DATASET EXTRACT start

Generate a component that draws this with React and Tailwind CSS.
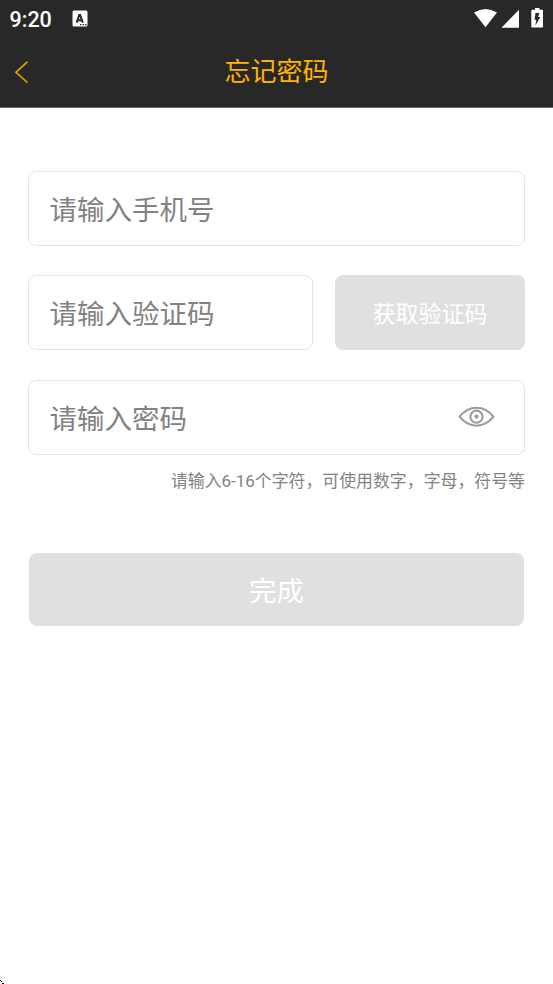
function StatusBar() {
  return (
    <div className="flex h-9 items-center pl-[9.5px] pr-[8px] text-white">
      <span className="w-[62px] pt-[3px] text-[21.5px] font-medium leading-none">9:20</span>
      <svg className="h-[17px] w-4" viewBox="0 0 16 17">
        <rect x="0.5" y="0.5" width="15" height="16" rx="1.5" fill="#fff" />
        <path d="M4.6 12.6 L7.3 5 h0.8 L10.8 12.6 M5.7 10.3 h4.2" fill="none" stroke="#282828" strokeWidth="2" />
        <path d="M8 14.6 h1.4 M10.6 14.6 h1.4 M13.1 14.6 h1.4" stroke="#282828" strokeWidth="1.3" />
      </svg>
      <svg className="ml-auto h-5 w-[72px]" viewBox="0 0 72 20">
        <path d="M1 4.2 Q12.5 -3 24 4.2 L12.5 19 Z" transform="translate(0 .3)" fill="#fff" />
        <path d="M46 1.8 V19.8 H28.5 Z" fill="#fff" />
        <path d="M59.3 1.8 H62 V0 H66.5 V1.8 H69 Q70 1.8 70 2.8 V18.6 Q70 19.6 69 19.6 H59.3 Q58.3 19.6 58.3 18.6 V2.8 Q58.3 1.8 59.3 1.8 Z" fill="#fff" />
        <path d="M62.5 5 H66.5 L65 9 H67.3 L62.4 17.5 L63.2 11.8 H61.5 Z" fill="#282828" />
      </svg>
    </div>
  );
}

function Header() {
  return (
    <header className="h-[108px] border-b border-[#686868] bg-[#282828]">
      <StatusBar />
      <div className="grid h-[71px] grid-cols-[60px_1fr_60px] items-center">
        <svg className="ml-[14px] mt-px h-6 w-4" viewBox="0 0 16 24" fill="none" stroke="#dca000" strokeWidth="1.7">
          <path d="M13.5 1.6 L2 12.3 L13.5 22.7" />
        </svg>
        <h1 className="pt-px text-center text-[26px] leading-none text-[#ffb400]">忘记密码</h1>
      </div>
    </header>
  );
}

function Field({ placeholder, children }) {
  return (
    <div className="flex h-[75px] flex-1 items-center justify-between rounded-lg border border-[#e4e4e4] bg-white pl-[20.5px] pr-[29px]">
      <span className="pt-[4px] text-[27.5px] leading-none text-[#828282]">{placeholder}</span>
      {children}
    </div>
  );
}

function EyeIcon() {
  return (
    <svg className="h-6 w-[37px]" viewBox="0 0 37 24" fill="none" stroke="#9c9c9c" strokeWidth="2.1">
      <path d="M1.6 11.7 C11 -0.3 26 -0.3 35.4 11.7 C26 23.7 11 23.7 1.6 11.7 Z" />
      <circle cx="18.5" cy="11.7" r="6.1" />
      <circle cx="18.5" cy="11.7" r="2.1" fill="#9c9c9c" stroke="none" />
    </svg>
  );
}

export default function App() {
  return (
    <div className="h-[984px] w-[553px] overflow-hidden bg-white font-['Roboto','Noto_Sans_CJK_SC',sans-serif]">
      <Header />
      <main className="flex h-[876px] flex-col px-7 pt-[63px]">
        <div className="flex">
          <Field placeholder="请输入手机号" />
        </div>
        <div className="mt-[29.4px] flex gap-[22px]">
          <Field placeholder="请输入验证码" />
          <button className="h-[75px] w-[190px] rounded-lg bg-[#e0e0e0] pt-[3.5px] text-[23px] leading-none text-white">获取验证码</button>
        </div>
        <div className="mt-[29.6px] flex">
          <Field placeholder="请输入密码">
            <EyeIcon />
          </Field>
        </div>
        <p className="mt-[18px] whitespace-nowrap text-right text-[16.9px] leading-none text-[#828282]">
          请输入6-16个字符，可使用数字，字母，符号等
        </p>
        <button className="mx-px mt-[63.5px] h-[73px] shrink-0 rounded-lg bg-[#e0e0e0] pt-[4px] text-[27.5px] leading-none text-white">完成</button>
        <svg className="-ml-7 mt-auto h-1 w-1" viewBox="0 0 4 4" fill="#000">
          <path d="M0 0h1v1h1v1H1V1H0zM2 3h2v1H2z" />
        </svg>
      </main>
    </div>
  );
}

DATASET EXTRACT end

_WRITTEN TASK_
Ignore the images and quote every line of the listing exactly.

_SOLUTION TO THE PROBLEM_
Generate a component that draws this with React and Tailwind CSS.
function StatusBar() {
  return (
    <div className="flex h-9 items-center pl-[9.5px] pr-[8px] text-white">
      <span className="w-[62px] pt-[3px] text-[21.5px] font-medium leading-none">9:20</span>
      <svg className="h-[17px] w-4" viewBox="0 0 16 17">
        <rect x="0.5" y="0.5" width="15" height="16" rx="1.5" fill="#fff" />
        <path d="M4.6 12.6 L7.3 5 h0.8 L10.8 12.6 M5.7 10.3 h4.2" fill="none" stroke="#282828" strokeWidth="2" />
        <path d="M8 14.6 h1.4 M10.6 14.6 h1.4 M13.1 14.6 h1.4" stroke="#282828" strokeWidth="1.3" />
      </svg>
      <svg className="ml-auto h-5 w-[72px]" viewBox="0 0 72 20">
        <path d="M1 4.2 Q12.5 -3 24 4.2 L12.5 19 Z" transform="translate(0 .3)" fill="#fff" />
        <path d="M46 1.8 V19.8 H28.5 Z" fill="#fff" />
        <path d="M59.3 1.8 H62 V0 H66.5 V1.8 H69 Q70 1.8 70 2.8 V18.6 Q70 19.6 69 19.6 H59.3 Q58.3 19.6 58.3 18.6 V2.8 Q58.3 1.8 59.3 1.8 Z" fill="#fff" />
        <path d="M62.5 5 H66.5 L65 9 H67.3 L62.4 17.5 L63.2 11.8 H61.5 Z" fill="#282828" />
      </svg>
    </div>
  );
}

function Header() {
  return (
    <header className="h-[108px] border-b border-[#686868] bg-[#282828]">
      <StatusBar />
      <div className="grid h-[71px] grid-cols-[60px_1fr_60px] items-center">
        <svg className="ml-[14px] mt-px h-6 w-4" viewBox="0 0 16 24" fill="none" stroke="#dca000" strokeWidth="1.7">
          <path d="M13.5 1.6 L2 12.3 L13.5 22.7" />
        </svg>
        <h1 className="pt-px text-center text-[26px] leading-none text-[#ffb400]">忘记密码</h1>
      </div>
    </header>
  );
}

function Field({ placeholder, children }) {
  return (
    <div className="flex h-[75px] flex-1 items-center justify-between rounded-lg border border-[#e4e4e4] bg-white pl-[20.5px] pr-[29px]">
      <span className="pt-[4px] text-[27.5px] leading-none text-[#828282]">{placeholder}</span>
      {children}
    </div>
  );
}

function EyeIcon() {
  return (
    <svg className="h-6 w-[37px]" viewBox="0 0 37 24" fill="none" stroke="#9c9c9c" strokeWidth="2.1">
      <path d="M1.6 11.7 C11 -0.3 26 -0.3 35.4 11.7 C26 23.7 11 23.7 1.6 11.7 Z" />
      <circle cx="18.5" cy="11.7" r="6.1" />
      <circle cx="18.5" cy="11.7" r="2.1" fill="#9c9c9c" stroke="none" />
    </svg>
  );
}

export default function App() {
  return (
    <div className="h-[984px] w-[553px] overflow-hidden bg-white font-['Roboto','Noto_Sans_CJK_SC',sans-serif]">
      <Header />
      <main className="flex h-[876px] flex-col px-7 pt-[63px]">
        <div className="flex">
          <Field placeholder="请输入手机号" />
        </div>
        <div className="mt-[29.4px] flex gap-[22px]">
          <Field placeholder="请输入验证码" />
          <button className="h-[75px] w-[190px] rounded-lg bg-[#e0e0e0] pt-[3.5px] text-[23px] leading-none text-white">获取验证码</button>
        </div>
        <div className="mt-[29.6px] flex">
          <Field placeholder="请输入密码">
            <EyeIcon />
          </Field>
        </div>
        <p className="mt-[18px] whitespace-nowrap text-right text-[16.9px] leading-none text-[#828282]">
          请输入6-16个字符，可使用数字，字母，符号等
        </p>
        <button className="mx-px mt-[63.5px] h-[73px] shrink-0 rounded-lg bg-[#e0e0e0] pt-[4px] text-[27.5px] leading-none text-white">完成</button>
        <svg className="-ml-7 mt-auto h-1 w-1" viewBox="0 0 4 4" fill="#000">
          <path d="M0 0h1v1h1v1H1V1H0zM2 3h2v1H2z" />
        </svg>
      </main>
    </div>
  );
}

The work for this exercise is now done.